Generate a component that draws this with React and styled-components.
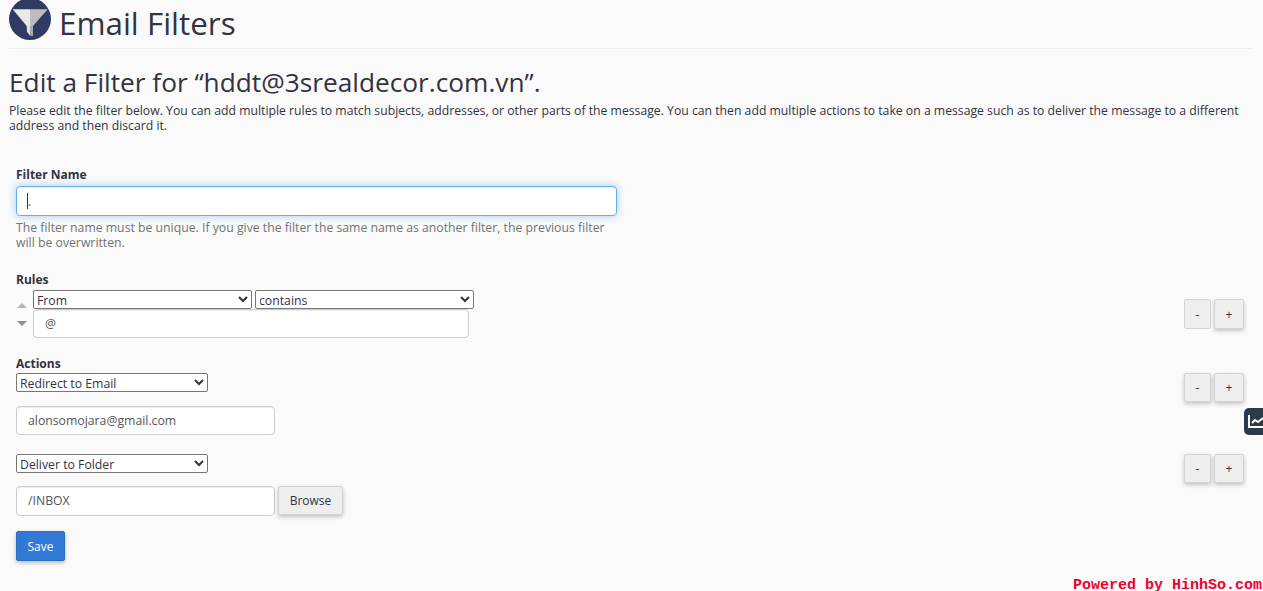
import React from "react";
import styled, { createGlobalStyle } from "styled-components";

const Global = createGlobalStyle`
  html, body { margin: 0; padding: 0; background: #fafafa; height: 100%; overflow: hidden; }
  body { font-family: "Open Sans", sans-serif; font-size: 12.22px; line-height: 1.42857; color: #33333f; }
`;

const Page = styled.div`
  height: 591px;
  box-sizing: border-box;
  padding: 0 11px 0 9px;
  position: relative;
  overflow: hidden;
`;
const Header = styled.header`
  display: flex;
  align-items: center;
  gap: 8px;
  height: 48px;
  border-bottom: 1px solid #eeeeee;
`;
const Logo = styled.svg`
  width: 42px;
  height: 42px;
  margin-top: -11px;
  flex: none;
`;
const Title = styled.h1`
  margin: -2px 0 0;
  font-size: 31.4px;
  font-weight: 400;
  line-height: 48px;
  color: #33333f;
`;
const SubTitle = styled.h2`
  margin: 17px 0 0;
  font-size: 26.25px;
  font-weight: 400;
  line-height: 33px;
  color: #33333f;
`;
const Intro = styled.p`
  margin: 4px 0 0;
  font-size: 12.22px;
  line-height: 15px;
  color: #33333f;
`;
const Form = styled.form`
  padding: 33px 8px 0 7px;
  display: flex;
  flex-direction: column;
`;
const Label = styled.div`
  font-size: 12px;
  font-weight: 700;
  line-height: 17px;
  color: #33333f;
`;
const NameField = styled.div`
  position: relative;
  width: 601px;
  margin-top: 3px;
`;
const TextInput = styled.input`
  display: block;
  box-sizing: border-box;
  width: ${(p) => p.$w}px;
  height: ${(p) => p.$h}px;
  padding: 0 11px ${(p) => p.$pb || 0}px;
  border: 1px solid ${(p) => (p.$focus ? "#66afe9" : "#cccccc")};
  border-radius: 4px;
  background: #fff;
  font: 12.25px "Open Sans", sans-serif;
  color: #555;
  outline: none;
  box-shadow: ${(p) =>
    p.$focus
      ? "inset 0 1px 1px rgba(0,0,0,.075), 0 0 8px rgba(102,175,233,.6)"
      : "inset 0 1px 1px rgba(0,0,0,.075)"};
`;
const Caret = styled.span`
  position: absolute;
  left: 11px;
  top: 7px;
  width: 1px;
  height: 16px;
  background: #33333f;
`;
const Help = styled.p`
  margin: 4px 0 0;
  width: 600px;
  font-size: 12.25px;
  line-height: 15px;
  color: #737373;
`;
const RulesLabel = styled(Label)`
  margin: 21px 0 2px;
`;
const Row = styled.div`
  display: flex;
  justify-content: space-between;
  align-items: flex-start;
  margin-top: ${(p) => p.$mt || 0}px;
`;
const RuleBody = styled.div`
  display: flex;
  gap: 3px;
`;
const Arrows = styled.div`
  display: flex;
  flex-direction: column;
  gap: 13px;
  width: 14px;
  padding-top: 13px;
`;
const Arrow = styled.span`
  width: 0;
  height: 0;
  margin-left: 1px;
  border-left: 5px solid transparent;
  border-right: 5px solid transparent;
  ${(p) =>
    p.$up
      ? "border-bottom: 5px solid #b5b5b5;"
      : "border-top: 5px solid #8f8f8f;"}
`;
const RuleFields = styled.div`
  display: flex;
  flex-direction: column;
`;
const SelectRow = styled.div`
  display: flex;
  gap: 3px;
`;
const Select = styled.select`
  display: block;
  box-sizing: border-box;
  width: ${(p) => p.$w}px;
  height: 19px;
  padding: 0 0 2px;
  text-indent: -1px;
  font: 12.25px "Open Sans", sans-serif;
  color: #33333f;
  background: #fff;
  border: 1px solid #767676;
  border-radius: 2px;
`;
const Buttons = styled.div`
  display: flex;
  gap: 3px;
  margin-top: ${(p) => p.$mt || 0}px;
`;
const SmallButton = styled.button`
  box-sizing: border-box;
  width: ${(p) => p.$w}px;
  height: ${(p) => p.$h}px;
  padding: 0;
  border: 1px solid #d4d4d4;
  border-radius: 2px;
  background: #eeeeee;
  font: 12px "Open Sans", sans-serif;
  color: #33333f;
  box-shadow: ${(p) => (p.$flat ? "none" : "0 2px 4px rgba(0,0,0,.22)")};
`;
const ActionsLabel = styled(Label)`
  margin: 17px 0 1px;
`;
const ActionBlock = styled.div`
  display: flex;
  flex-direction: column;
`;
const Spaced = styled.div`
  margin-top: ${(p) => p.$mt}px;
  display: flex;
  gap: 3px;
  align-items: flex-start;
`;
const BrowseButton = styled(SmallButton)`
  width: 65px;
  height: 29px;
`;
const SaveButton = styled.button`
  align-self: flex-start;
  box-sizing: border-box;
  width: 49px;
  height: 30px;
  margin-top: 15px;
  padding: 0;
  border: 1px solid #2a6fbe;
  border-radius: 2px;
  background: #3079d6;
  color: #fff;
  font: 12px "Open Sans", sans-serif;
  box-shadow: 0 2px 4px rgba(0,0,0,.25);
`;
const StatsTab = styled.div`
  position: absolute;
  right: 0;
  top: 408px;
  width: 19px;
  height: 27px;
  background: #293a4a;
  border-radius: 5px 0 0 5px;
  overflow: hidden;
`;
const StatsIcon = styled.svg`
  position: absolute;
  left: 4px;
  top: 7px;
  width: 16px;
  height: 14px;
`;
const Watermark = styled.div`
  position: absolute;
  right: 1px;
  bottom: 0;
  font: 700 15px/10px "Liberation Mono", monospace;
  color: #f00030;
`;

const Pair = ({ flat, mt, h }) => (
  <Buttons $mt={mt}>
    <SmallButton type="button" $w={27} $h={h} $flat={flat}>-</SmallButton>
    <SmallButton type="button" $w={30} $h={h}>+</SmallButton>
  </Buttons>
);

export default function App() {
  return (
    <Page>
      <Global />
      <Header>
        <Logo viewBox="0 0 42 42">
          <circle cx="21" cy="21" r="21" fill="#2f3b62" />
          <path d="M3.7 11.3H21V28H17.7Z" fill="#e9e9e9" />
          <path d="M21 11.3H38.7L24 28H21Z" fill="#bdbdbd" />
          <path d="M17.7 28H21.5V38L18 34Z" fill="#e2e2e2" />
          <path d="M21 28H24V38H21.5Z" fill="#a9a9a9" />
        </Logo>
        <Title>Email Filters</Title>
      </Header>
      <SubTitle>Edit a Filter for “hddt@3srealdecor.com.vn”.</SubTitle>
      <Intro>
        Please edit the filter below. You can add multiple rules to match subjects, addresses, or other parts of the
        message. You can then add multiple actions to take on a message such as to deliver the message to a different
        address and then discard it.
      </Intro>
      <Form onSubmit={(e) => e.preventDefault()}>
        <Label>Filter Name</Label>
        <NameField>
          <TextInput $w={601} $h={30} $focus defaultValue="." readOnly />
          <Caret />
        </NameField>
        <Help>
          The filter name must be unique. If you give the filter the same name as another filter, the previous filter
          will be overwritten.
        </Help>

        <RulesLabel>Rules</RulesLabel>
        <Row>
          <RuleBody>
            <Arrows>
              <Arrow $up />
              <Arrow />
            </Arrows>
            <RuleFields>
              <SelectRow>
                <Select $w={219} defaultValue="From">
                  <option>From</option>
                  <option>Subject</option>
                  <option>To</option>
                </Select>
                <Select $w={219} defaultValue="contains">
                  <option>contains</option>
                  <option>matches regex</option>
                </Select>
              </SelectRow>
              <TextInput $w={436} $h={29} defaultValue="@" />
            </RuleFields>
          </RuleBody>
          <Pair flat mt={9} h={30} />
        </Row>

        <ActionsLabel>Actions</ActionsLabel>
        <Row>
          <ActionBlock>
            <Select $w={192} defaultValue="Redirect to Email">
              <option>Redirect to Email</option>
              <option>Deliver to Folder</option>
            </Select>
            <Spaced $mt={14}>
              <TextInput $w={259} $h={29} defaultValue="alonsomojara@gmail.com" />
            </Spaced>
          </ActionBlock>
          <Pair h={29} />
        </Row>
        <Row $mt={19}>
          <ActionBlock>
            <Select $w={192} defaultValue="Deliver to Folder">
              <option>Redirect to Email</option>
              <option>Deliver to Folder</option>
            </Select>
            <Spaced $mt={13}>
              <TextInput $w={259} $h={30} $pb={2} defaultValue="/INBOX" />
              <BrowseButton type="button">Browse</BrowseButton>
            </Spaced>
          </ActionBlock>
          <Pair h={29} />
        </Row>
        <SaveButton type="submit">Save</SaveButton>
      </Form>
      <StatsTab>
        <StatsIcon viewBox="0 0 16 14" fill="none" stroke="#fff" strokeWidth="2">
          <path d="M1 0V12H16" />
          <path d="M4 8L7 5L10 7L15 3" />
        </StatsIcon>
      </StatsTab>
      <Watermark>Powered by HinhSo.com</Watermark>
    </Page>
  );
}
......
Return all lines containing the word "React".

Generate a component that draws this with React and styled-components.
import React from "react";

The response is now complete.